There was never any thought put into branding. It was just plainly called Substrate's `pallet-contracts` and a void was left with the branding for it. This is an unfortunate situation, as it has resulted in ecosystem teams filling this void with stories they make up. Specifically teams have taken on the narrative of "Wasm contracts", "Wasm contracts are better than EVM", "Wasm contracts are the future", etc.
But Wasm is not the point here. Wasm is just the binary format that contracts are compiled to. This was a good choice at the time and we have some advantages over the EVM because of it. But it's just one characteristic of `pallet-contracts`. The big point is that we have created an alternative to the EVM that improves a lot of shortcomings. Wasm is just the format for contracts, but the real innovation is so much more.
Also, we will likely transition to a better binary format than Wasm for smart contracts. It's one of our moonshots and it will (hopefully 🤞) improve transaction throughput, user costs, etc. by magnitudes. We are experimenting with RISC-V as an alternative to Wasm. No one else in the space that we know of is thinking about that. [This](https://forum.polkadot.network/t/exploring-alternatives-to-wasm-for-smart-contracts/2434) Polkadot forum post contains more details.
So teams doing stuff like this is quite bad:



It's not really about Wasm, the innovation is way bigger than that. It's about the `pallet-contracts` instead. Them forming all their marketing/narratives around "Wasm contracts" is the wrong direction and it will become an issue as soon as we start going for RISC-V as the contract format instead. Then they will still be using `pallet-contracts`, just that this one characteristic changed.
__Action Item 1: Get rid of the name `pallet-contracts`, rename to `Polkadot Contracts Engine (PCE)`.__
There should be branding and a logo for it. The name should clearly convey what it is about, so no naming in the likes of "Frontier". There is no industry abbrevication conflict for PCE, the abbreviation will be fine. I think this would be a good name.

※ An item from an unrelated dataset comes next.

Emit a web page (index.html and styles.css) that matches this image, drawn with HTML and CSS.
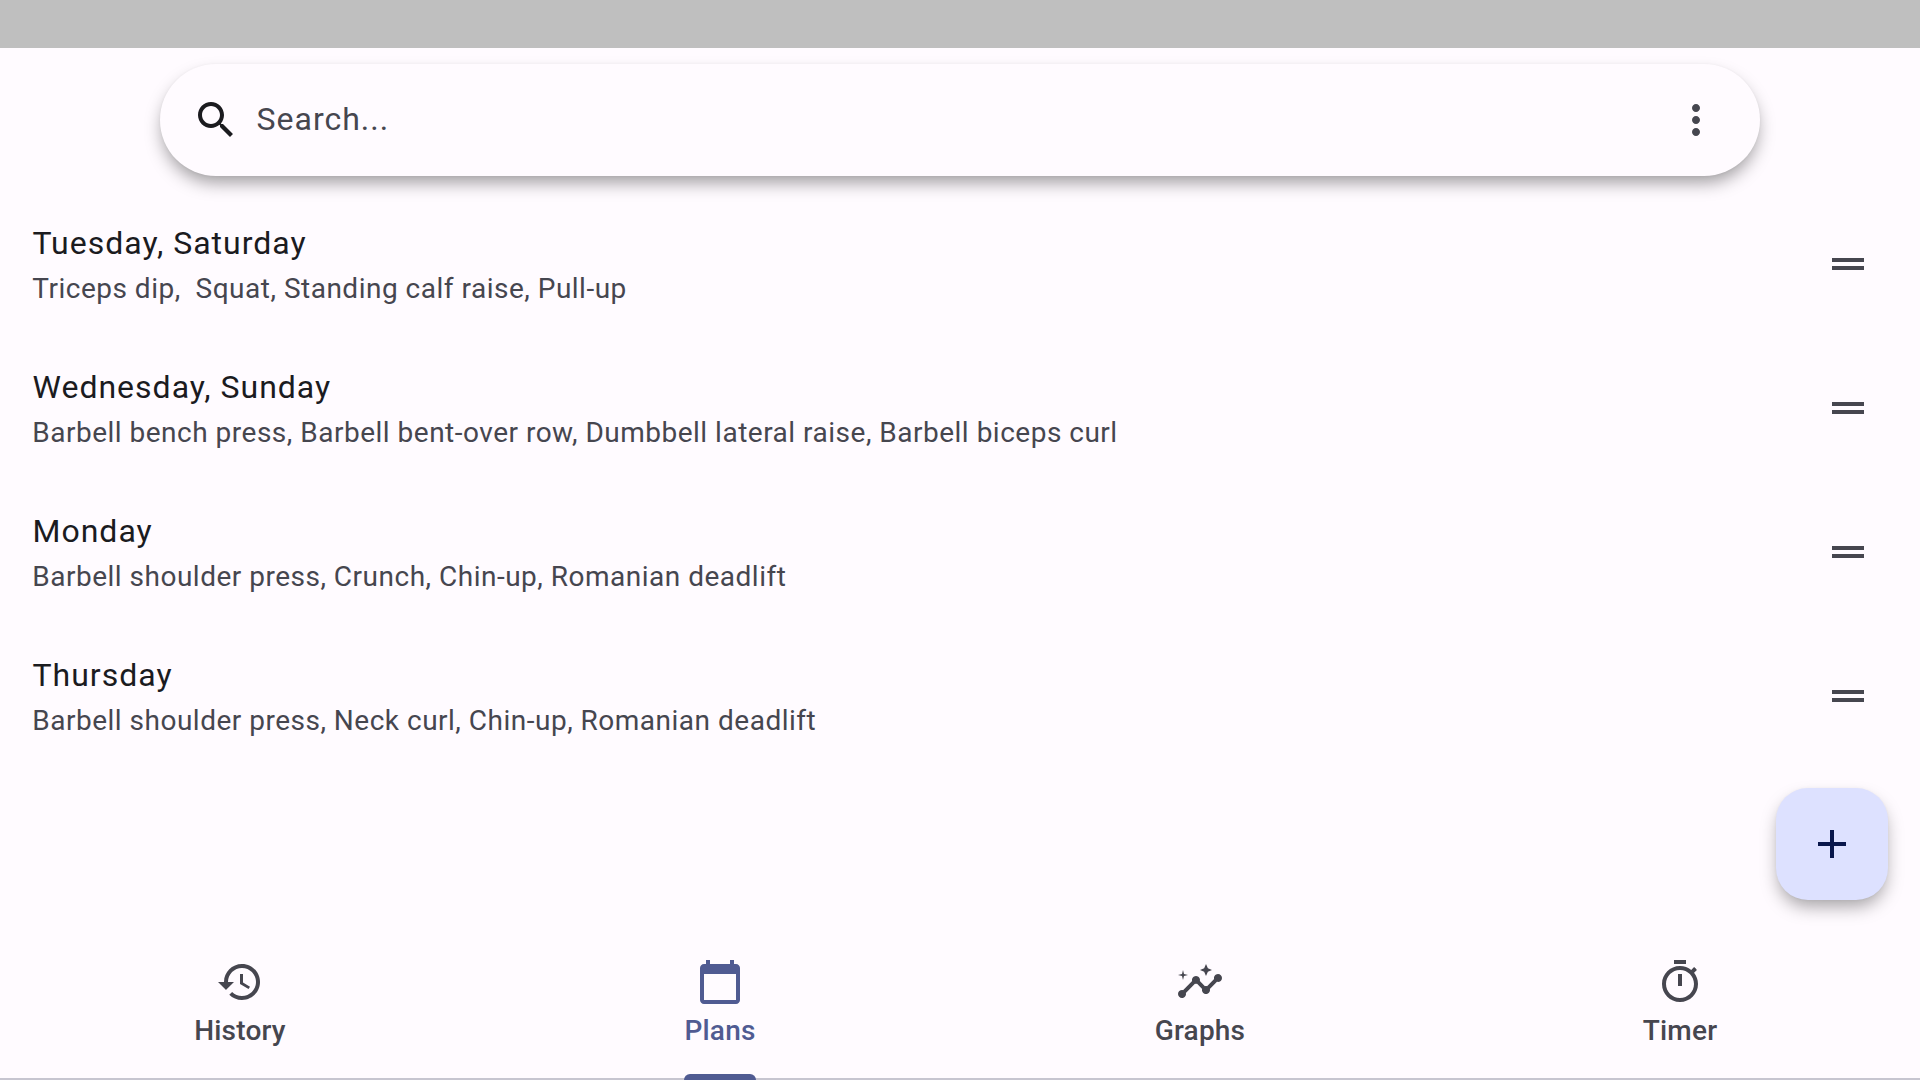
FILE: index.html
```html
<!DOCTYPE html>
<html lang="en">
<head>
<meta charset="utf-8">
<title>Plans</title>
<link rel="stylesheet" href="styles.css">
</head>
<body>
<div class="status-bar"></div>
<header class="search">
  <svg class="icon search-icon" viewBox="0 0 24 24"><path d="M15.5 14h-.79l-.28-.27C15.41 12.59 16 11.11 16 9.5 16 5.91 13.09 3 9.5 3S3 5.91 3 9.5 5.91 16 9.5 16c1.61 0 3.09-.59 4.23-1.57l.27.28v.79l5 4.99L20.49 19l-4.99-5zm-6 0C7.01 14 5 11.99 5 9.5S7.01 5 9.5 5 14 7.01 14 9.5 11.99 14 9.5 14z"/></svg>
  <span class="search-hint">Search...</span>
  <svg class="icon" viewBox="0 0 24 24"><path d="M12 8c1.1 0 2-.9 2-2s-.9-2-2-2-2 .9-2 2 .9 2 2 2zm0 2c-1.1 0-2 .9-2 2s.9 2 2 2 2-.9 2-2-.9-2-2-2zm0 6c-1.1 0-2 .9-2 2s.9 2 2 2 2-.9 2-2-.9-2-2-2z"/></svg>
</header>
<main class="plans">
  <div class="plan">
    <div class="plan-text"><div class="plan-title">Tuesday, Saturday</div><div class="plan-exercises">Triceps dip,  Squat, Standing calf raise, Pull-up</div></div>
    <svg class="icon" viewBox="0 0 24 24"><path d="M20 9H4v2h16V9zM4 15h16v-2H4v2z"/></svg>
  </div>
  <div class="plan">
    <div class="plan-text"><div class="plan-title">Wednesday, Sunday</div><div class="plan-exercises">Barbell bench press, Barbell bent-over row, Dumbbell lateral raise, Barbell biceps curl</div></div>
    <svg class="icon" viewBox="0 0 24 24"><path d="M20 9H4v2h16V9zM4 15h16v-2H4v2z"/></svg>
  </div>
  <div class="plan">
    <div class="plan-text"><div class="plan-title">Monday</div><div class="plan-exercises">Barbell shoulder press, Crunch, Chin-up, Romanian deadlift</div></div>
    <svg class="icon" viewBox="0 0 24 24"><path d="M20 9H4v2h16V9zM4 15h16v-2H4v2z"/></svg>
  </div>
  <div class="plan">
    <div class="plan-text"><div class="plan-title">Thursday</div><div class="plan-exercises">Barbell shoulder press, Neck curl, Chin-up, Romanian deadlift</div></div>
    <svg class="icon" viewBox="0 0 24 24"><path d="M20 9H4v2h16V9zM4 15h16v-2H4v2z"/></svg>
  </div>
</main>
<button class="fab" aria-label="Add plan">
  <svg class="icon" viewBox="0 0 24 24"><path d="M19 13h-6v6h-2v-6H5v-2h6V5h2v6h6v2z"/></svg>
</button>
<nav class="tabs">
  <div class="tab">
    <svg class="icon" viewBox="0 0 24 24"><path d="M13 3c-4.97 0-9 4.03-9 9H1l3.89 3.89.07.14L9 12H6c0-3.87 3.13-7 7-7s7 3.13 7 7-3.13 7-7 7c-1.93 0-3.68-.79-4.94-2.06l-1.42 1.42C8.27 19.99 10.51 21 13 21c4.97 0 9-4.03 9-9s-4.03-9-9-9zm-1 5v5l4.28 2.54.72-1.21-3.5-2.08V8H12z"/></svg>
    <span class="tab-label">History</span>
  </div>
  <div class="tab tab-active">
    <svg class="icon" viewBox="0 0 24 24"><path d="M20 3h-1V1h-2v2H7V1H5v2H4c-1.1 0-2 .9-2 2v16c0 1.1.9 2 2 2h16c1.1 0 2-.9 2-2V5c0-1.1-.9-2-2-2zm0 18H4V8h16v13z"/></svg>
    <span class="tab-label">Plans</span>
  </div>
  <div class="tab">
    <svg class="icon" viewBox="0 0 24 24"><path d="M21 8c-1.45 0-2.26 1.44-1.93 2.51l-3.55 3.56c-.3-.09-.74-.09-1.04 0l-2.55-2.55C12.27 10.45 11.46 9 10 9c-1.45 0-2.27 1.44-1.93 2.52l-4.56 4.55C2.44 15.74 1 16.55 1 18c0 1.1.9 2 2 2 1.45 0 2.26-1.44 1.93-2.51l4.55-4.56c.3.09.74.09 1.04 0l2.55 2.55C12.73 16.55 13.54 18 15 18c1.45 0 2.27-1.44 1.93-2.52l3.56-3.55c1.07.33 2.51-.48 2.51-1.93 0-1.1-.9-2-2-2z"/><path d="M15 9l.94-2.07L18 6l-2.06-.93L15 3l-.92 2.07L12 6l2.08.93zM3.5 11L4 9l2-.5L4 8l-.5-2L3 8l-2 .5L3 9z"/></svg>
    <span class="tab-label">Graphs</span>
  </div>
  <div class="tab">
    <svg class="icon" viewBox="0 0 24 24"><path d="M15 1H9v2h6V1zm-4 13h2V8h-2v6zm8.03-6.61l1.42-1.42c-.43-.51-.9-.99-1.41-1.41l-1.42 1.42C16.07 4.74 14.12 4 12 4c-4.97 0-9 4.03-9 9s4.02 9 9 9 9-4.03 9-9c0-2.12-.74-4.07-1.97-5.61zM12 20c-3.87 0-7-3.13-7-7s3.13-7 7-7 7 3.13 7 7-3.13 7-7 7z"/></svg>
    <span class="tab-label">Timer</span>
  </div>
</nav>
</body>
</html>
```
FILE: styles.css
```css
* { box-sizing: border-box; }

body {
  margin: 0;
  height: 1080px;
  display: flex;
  flex-direction: column;
  overflow: hidden;
  background: #fffbff;
  color: #46464f;
  font-family: Roboto, "Liberation Sans", sans-serif;
}

.icon {
  display: block;
  flex: none;
  width: 48px;
  height: 48px;
  fill: currentColor;
}

.status-bar {
  flex: none;
  height: 48px;
  background: #bfbfbf;
}

.search {
  flex: none;
  display: flex;
  align-items: center;
  gap: 16px;
  width: 1600px;
  height: 112px;
  margin: 16px auto;
  padding: 0 40px 0 32px;
  border-radius: 56px;
  background: #fffbff;
  box-shadow: 0 9px 18px -3px rgba(0, 0, 0, 0.4), 0 0 3px rgba(0, 0, 0, 0.04);
}

.search-icon { color: #1b1b1f; }

.search-hint {
  flex: 1;
  padding: 0 0 2px 0.5px;
  font-size: 32px;
  line-height: 48px;
  letter-spacing: 1px;
}

.plans { flex: 1; }

.plan {
  display: flex;
  align-items: center;
  justify-content: space-between;
  height: 144px;
  padding: 0 48px 0 32px;
}

.plan-text {
  display: grid;
  gap: 2px;
}

.plan-title {
  padding-left: 0.5px;
  color: #1b1b1f;
  font-size: 32px;
  line-height: 48px;
  letter-spacing: 1px;
}

.plan-exercises {
  padding-left: 0.25px;
  font-size: 28px;
  line-height: 40px;
  letter-spacing: 0.5px;
  white-space: pre;
}

.fab {
  position: absolute;
  right: 32px;
  bottom: 180px;
  display: grid;
  place-items: center;
  width: 112px;
  height: 112px;
  padding: 0;
  border: 0;
  border-radius: 32px;
  background: #dde1ff;
  color: #08164b;
  box-shadow: 0 9px 18px -3px rgba(0, 0, 0, 0.37), 0 0 3px rgba(0, 0, 0, 0.04);
}

.tabs {
  flex: none;
  display: grid;
  grid-template-columns: repeat(4, 1fr);
  height: 148px;
  border-bottom: 2px solid #c7c5d0;
}

.tab {
  display: flex;
  flex-direction: column;
  align-items: center;
  gap: 5px;
  padding-top: 26px;
}

.tab-label {
  font-size: 28px;
  font-weight: 500;
  line-height: 40px;
  letter-spacing: 0.2px;
}

.tab-active { color: #505b92; }

.tab-active::after {
  content: "";
  width: 71.4px;
  height: 6px;
  margin-top: 18px;
  border-radius: 6px 6px 0 0;
  background: currentColor;
}
```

The branding should be all about Polkadot, it should not be about Substrate. This is part of the bigger conversation Substrate vs. Polkadot SDK that you are having. In my opinion, you should just kill Substrate as a brand and rename it to Polkadot SDK. Substrate is a dying brand. The name "Polkadot Contracts Engine" will tie in perfectly with that transition.
The main controversy here will be that the Substrate repository would then contain a pallet named `polkadot_contracts_engine`. Introducing a Polkadot reference in Substrate will be a novum. So there needs to be strong backing from leadership.
__Action Item 2: Push this narrative: "Every parachain should have the Polkadot Contracts Engine."__
Each parachain has a use for smart contracts. They can enable the community to innovate with the chain's business primitives, which in turn drives their token usage.
This ties in heavily with Rob's Hybrid Chains narrative. Parachains can make unused block space available to the community by adding `pallet-contracts`. Developers can then upload smart contracts permissionless and consume the available blockspace. MarComms can help putting this narrative out there and into e.g. the Polkadot website.
__Action Item 3: Emphasize the Polakdot Contracts Engine as a research plattform.__
What we offer is that any programming language that compiles to Wasm can be deployed as a smart contract. This is a big thing. Researchers can experiment with new ideas for safer and improved (smart contract) languages, without having to build their own compilers. They can just use an existing language and create a dialect for it.
But it's not just about safer and improved languages, it's also about using languages in a heavily resource constrainted environment and their performance there.
Smart contracts are particularly interesting for security researchers.
The point here is not that researchers are our primary customer group, it's about establishing the PCE as a leading plattform in the smart contracts space, pushing the boundaries, embracing experimentation and research. And this is the stepping stone there.